**Problem to work on:** Return the data exactly, with all pictures removed.

* BEGIN Material *

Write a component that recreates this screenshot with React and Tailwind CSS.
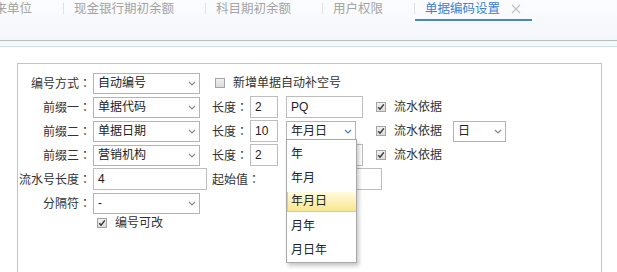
import React from "react";

const FONT = { fontFamily: '"Liberation Sans", "Noto Sans CJK SC", sans-serif' };

function Colon() {
  return <span className="inline-block w-[12px] font-['Noto_Sans_CJK_JP',sans-serif]">：</span>;
}

function Chevron({ blue }) {
  return (
    <svg width="8" height="5" viewBox="0 0 8 5" className="shrink-0">
      <polyline points="1,1 4,4 7,1" fill="none" stroke={blue ? "#4a7fc8" : "#8a8a8a"} strokeWidth="1.2" />
    </svg>
  );
}

function Select({ w, value, blue, children }) {
  return (
    <div className={`relative h-[21px] shrink-0 ${w}`}>
      <div className="h-full w-full border border-[#b4b4b4] bg-white flex items-center justify-between pl-[4px] pr-[3px]">
        <span className="text-[#222] leading-none">{value}</span>
        <Chevron blue={blue} />
      </div>
      {children}
    </div>
  );
}

function Input({ w, value, ml }) {
  return (
    <div className={`h-[22px] shrink-0 border border-[#bdbdbd] bg-white flex items-center pl-[4px] text-[#222] ${w} ${ml || ""}`}>
      {value}
    </div>
  );
}

function Check({ checked, ml }) {
  return (
    <div className={`w-[10px] h-[10px] shrink-0 border border-[#a4a4a4] bg-gradient-to-b from-[#f0f0f0] to-[#dcdcdc] flex items-center justify-center ${ml || ""}`}>
      {checked && (
        <svg width="8" height="8" viewBox="0 0 8 8">
          <polyline points="1.2,4.2 3.1,6.2 6.8,1.4" fill="none" stroke="#333" strokeWidth="1.4" />
        </svg>
      )}
    </div>
  );
}

function Label({ children }) {
  return (
    <div className="w-[73px] shrink-0 text-right text-[#333] mr-[2px] whitespace-nowrap">
      {children}
      <Colon />
    </div>
  );
}

function Text({ children, cls }) {
  return <span className={`shrink-0 whitespace-nowrap text-[#333] ${cls || ""}`}>{children}</span>;
}

function Tab({ text, first }) {
  return (
    <>
      {!first && <div className="w-px h-[11px] mt-[3px] bg-[#e2e2e2] shrink-0" />}
      <div className="pl-[10px] pr-[31px] h-[21px] pt-[1px] leading-[16px] text-[#a4a4a4] whitespace-nowrap shrink-0">
        {text}
      </div>
    </>
  );
}

export default function App() {
  const items = ["年", "年月", "年月日", "月年", "月日年"];
  return (
    <div className="w-[617px] h-[272px] overflow-hidden bg-white text-[12px]" style={FONT}>
      {/* Tab bar */}
      <div className="h-[41px] border-b border-[#bdbdbd] bg-gradient-to-b from-[#fbfcfe] to-[#f3f7fb] overflow-hidden">
        <div className="flex items-start ml-[-28px] text-[12.5px]">
          <Tab text="往来单位" first />
          <Tab text="现金银行期初余额" />
          <Tab text="科目期初余额" />
          <Tab text="用户权限" />
          <div className="w-px h-[11px] mt-[3px] bg-[#e2e2e2] shrink-0" />
          <div className="pl-[10px] pr-[11px] h-[21px] pt-[1px] leading-[16px] border-b-2 border-[#4d86b6] flex items-start whitespace-nowrap shrink-0">
            <span className="text-[#3f80d4]">单据编码设置</span>
            <svg width="10" height="10" viewBox="0 0 10 10" className="ml-[11px] mt-[3px]">
              <path d="M1 1 L9 9 M9 1 L1 9" stroke="#c2c2c2" strokeWidth="1.2" />
            </svg>
          </div>
        </div>
      </div>
      <div className="h-[6px] bg-[#f6f9fc] border-b border-[#cfdfee]" />

      {/* Panel */}
      <div className="ml-[17px] mt-[16px] w-[585px] h-[230px] border border-[#c4c4c4] pt-[8px] flex flex-col gap-[2px]">
        {/* Row 1 */}
        <div className="flex items-center h-[22px]">
          <Label>编号方式</Label>
          <Select w="w-[107px]" value="自动编号" />
          <Check ml="ml-[15px]" />
          <Text cls="ml-[8px]">新增单据自动补空号</Text>
        </div>
        {/* Row 2 */}
        <div className="flex items-center h-[22px]">
          <Label>前缀一</Label>
          <Select w="w-[107px]" value="单据代码" />
          <Text cls="ml-[12px] w-[36px]">长度<Colon /></Text>
          <Input w="w-[28px]" ml="ml-[2px]" value="2" />
          <Input w="w-[77px]" ml="ml-[8px]" value="PQ" />
          <Check checked ml="ml-[13px]" />
          <Text cls="ml-[8px]">流水依据</Text>
        </div>
        {/* Row 3 */}
        <div className="flex items-center h-[22px] relative z-10">
          <Label>前缀二</Label>
          <Select w="w-[107px]" value="单据日期" />
          <Text cls="ml-[12px] w-[36px]">长度<Colon /></Text>
          <Input w="w-[28px]" ml="ml-[2px]" value="10" />
          <div className="ml-[8px]">
            <Select w="w-[70px]" value="年月日" blue>
              <div className="absolute left-0 top-[18px] w-[71px] border border-[#a8a8a8] bg-white pt-[2px] shadow-[2px_3px_4px_rgba(0,0,0,0.22)]">
                {items.map((t) =>
                  t === "年月日" ? (
                    <div key={t} className="h-[24px] py-[2px]">
                      <div className="h-full flex items-center pl-[3px] text-[#222] bg-gradient-to-b from-[#fffbe0] to-[#f8e78c] border-l border-b border-[#d2ccaa]">
                        {t}
                      </div>
                    </div>
                  ) : (
                    <div key={t} className="h-[24px] flex items-center pl-[4px] text-[#222]">
                      {t}
                    </div>
                  )
                )}
              </div>
            </Select>
          </div>
          <Check checked ml="ml-[20px]" />
          <Text cls="ml-[8px]">流水依据</Text>
          <div className="ml-[11px]">
            <Select w="w-[53px]" value="日" />
          </div>
        </div>
        {/* Row 4 */}
        <div className="flex items-center h-[22px]">
          <Label>前缀三</Label>
          <Select w="w-[107px]" value="营销机构" />
          <Text cls="ml-[12px] w-[36px]">长度<Colon /></Text>
          <Input w="w-[28px]" ml="ml-[2px]" value="2" />
          <Input w="w-[77px]" ml="ml-[8px]" value="" />
          <Check checked ml="ml-[13px]" />
          <Text cls="ml-[8px]">流水依据</Text>
        </div>
        {/* Row 5 */}
        <div className="flex items-center h-[22px]">
          <Label>流水号长度</Label>
          <Input w="w-[114px]" value="4" />
          <Text cls="ml-[5px] w-[48px]">起始值<Colon /></Text>
          <Input w="w-[96px]" ml="ml-[26px]" value="" />
        </div>
        {/* Row 6 */}
        <div className="flex items-center h-[22px]">
          <Label>分隔符</Label>
          <Select w="w-[107px]" value="-" />
        </div>
        {/* Row 7 */}
        <div className="flex items-center h-[14px]">
          <Check checked ml="ml-[79px]" />
          <Text cls="ml-[8px]">编号可改</Text>
        </div>
      </div>
    </div>
  );
}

* END Material *

**Result of the task:**
Write a component that recreates this screenshot with React and Tailwind CSS.
import React from "react";

const FONT = { fontFamily: '"Liberation Sans", "Noto Sans CJK SC", sans-serif' };

function Colon() {
  return <span className="inline-block w-[12px] font-['Noto_Sans_CJK_JP',sans-serif]">：</span>;
}

function Chevron({ blue }) {
  return (
    <svg width="8" height="5" viewBox="0 0 8 5" className="shrink-0">
      <polyline points="1,1 4,4 7,1" fill="none" stroke={blue ? "#4a7fc8" : "#8a8a8a"} strokeWidth="1.2" />
    </svg>
  );
}

function Select({ w, value, blue, children }) {
  return (
    <div className={`relative h-[21px] shrink-0 ${w}`}>
      <div className="h-full w-full border border-[#b4b4b4] bg-white flex items-center justify-between pl-[4px] pr-[3px]">
        <span className="text-[#222] leading-none">{value}</span>
        <Chevron blue={blue} />
      </div>
      {children}
    </div>
  );
}

function Input({ w, value, ml }) {
  return (
    <div className={`h-[22px] shrink-0 border border-[#bdbdbd] bg-white flex items-center pl-[4px] text-[#222] ${w} ${ml || ""}`}>
      {value}
    </div>
  );
}

function Check({ checked, ml }) {
  return (
    <div className={`w-[10px] h-[10px] shrink-0 border border-[#a4a4a4] bg-gradient-to-b from-[#f0f0f0] to-[#dcdcdc] flex items-center justify-center ${ml || ""}`}>
      {checked && (
        <svg width="8" height="8" viewBox="0 0 8 8">
          <polyline points="1.2,4.2 3.1,6.2 6.8,1.4" fill="none" stroke="#333" strokeWidth="1.4" />
        </svg>
      )}
    </div>
  );
}

function Label({ children }) {
  return (
    <div className="w-[73px] shrink-0 text-right text-[#333] mr-[2px] whitespace-nowrap">
      {children}
      <Colon />
    </div>
  );
}

function Text({ children, cls }) {
  return <span className={`shrink-0 whitespace-nowrap text-[#333] ${cls || ""}`}>{children}</span>;
}

function Tab({ text, first }) {
  return (
    <>
      {!first && <div className="w-px h-[11px] mt-[3px] bg-[#e2e2e2] shrink-0" />}
      <div className="pl-[10px] pr-[31px] h-[21px] pt-[1px] leading-[16px] text-[#a4a4a4] whitespace-nowrap shrink-0">
        {text}
      </div>
    </>
  );
}

export default function App() {
  const items = ["年", "年月", "年月日", "月年", "月日年"];
  return (
    <div className="w-[617px] h-[272px] overflow-hidden bg-white text-[12px]" style={FONT}>
      {/* Tab bar */}
      <div className="h-[41px] border-b border-[#bdbdbd] bg-gradient-to-b from-[#fbfcfe] to-[#f3f7fb] overflow-hidden">
        <div className="flex items-start ml-[-28px] text-[12.5px]">
          <Tab text="往来单位" first />
          <Tab text="现金银行期初余额" />
          <Tab text="科目期初余额" />
          <Tab text="用户权限" />
          <div className="w-px h-[11px] mt-[3px] bg-[#e2e2e2] shrink-0" />
          <div className="pl-[10px] pr-[11px] h-[21px] pt-[1px] leading-[16px] border-b-2 border-[#4d86b6] flex items-start whitespace-nowrap shrink-0">
            <span className="text-[#3f80d4]">单据编码设置</span>
            <svg width="10" height="10" viewBox="0 0 10 10" className="ml-[11px] mt-[3px]">
              <path d="M1 1 L9 9 M9 1 L1 9" stroke="#c2c2c2" strokeWidth="1.2" />
            </svg>
          </div>
        </div>
      </div>
      <div className="h-[6px] bg-[#f6f9fc] border-b border-[#cfdfee]" />

      {/* Panel */}
      <div className="ml-[17px] mt-[16px] w-[585px] h-[230px] border border-[#c4c4c4] pt-[8px] flex flex-col gap-[2px]">
        {/* Row 1 */}
        <div className="flex items-center h-[22px]">
          <Label>编号方式</Label>
          <Select w="w-[107px]" value="自动编号" />
          <Check ml="ml-[15px]" />
          <Text cls="ml-[8px]">新增单据自动补空号</Text>
        </div>
        {/* Row 2 */}
        <div className="flex items-center h-[22px]">
          <Label>前缀一</Label>
          <Select w="w-[107px]" value="单据代码" />
          <Text cls="ml-[12px] w-[36px]">长度<Colon /></Text>
          <Input w="w-[28px]" ml="ml-[2px]" value="2" />
          <Input w="w-[77px]" ml="ml-[8px]" value="PQ" />
          <Check checked ml="ml-[13px]" />
          <Text cls="ml-[8px]">流水依据</Text>
        </div>
        {/* Row 3 */}
        <div className="flex items-center h-[22px] relative z-10">
          <Label>前缀二</Label>
          <Select w="w-[107px]" value="单据日期" />
          <Text cls="ml-[12px] w-[36px]">长度<Colon /></Text>
          <Input w="w-[28px]" ml="ml-[2px]" value="10" />
          <div className="ml-[8px]">
            <Select w="w-[70px]" value="年月日" blue>
              <div className="absolute left-0 top-[18px] w-[71px] border border-[#a8a8a8] bg-white pt-[2px] shadow-[2px_3px_4px_rgba(0,0,0,0.22)]">
                {items.map((t) =>
                  t === "年月日" ? (
                    <div key={t} className="h-[24px] py-[2px]">
                      <div className="h-full flex items-center pl-[3px] text-[#222] bg-gradient-to-b from-[#fffbe0] to-[#f8e78c] border-l border-b border-[#d2ccaa]">
                        {t}
                      </div>
                    </div>
                  ) : (
                    <div key={t} className="h-[24px] flex items-center pl-[4px] text-[#222]">
                      {t}
                    </div>
                  )
                )}
              </div>
            </Select>
          </div>
          <Check checked ml="ml-[20px]" />
          <Text cls="ml-[8px]">流水依据</Text>
          <div className="ml-[11px]">
            <Select w="w-[53px]" value="日" />
          </div>
        </div>
        {/* Row 4 */}
        <div className="flex items-center h-[22px]">
          <Label>前缀三</Label>
          <Select w="w-[107px]" value="营销机构" />
          <Text cls="ml-[12px] w-[36px]">长度<Colon /></Text>
          <Input w="w-[28px]" ml="ml-[2px]" value="2" />
          <Input w="w-[77px]" ml="ml-[8px]" value="" />
          <Check checked ml="ml-[13px]" />
          <Text cls="ml-[8px]">流水依据</Text>
        </div>
        {/* Row 5 */}
        <div className="flex items-center h-[22px]">
          <Label>流水号长度</Label>
          <Input w="w-[114px]" value="4" />
          <Text cls="ml-[5px] w-[48px]">起始值<Colon /></Text>
          <Input w="w-[96px]" ml="ml-[26px]" value="" />
        </div>
        {/* Row 6 */}
        <div className="flex items-center h-[22px]">
          <Label>分隔符</Label>
          <Select w="w-[107px]" value="-" />
        </div>
        {/* Row 7 */}
        <div className="flex items-center h-[14px]">
          <Check checked ml="ml-[79px]" />
          <Text cls="ml-[8px]">编号可改</Text>
        </div>
      </div>
    </div>
  );
}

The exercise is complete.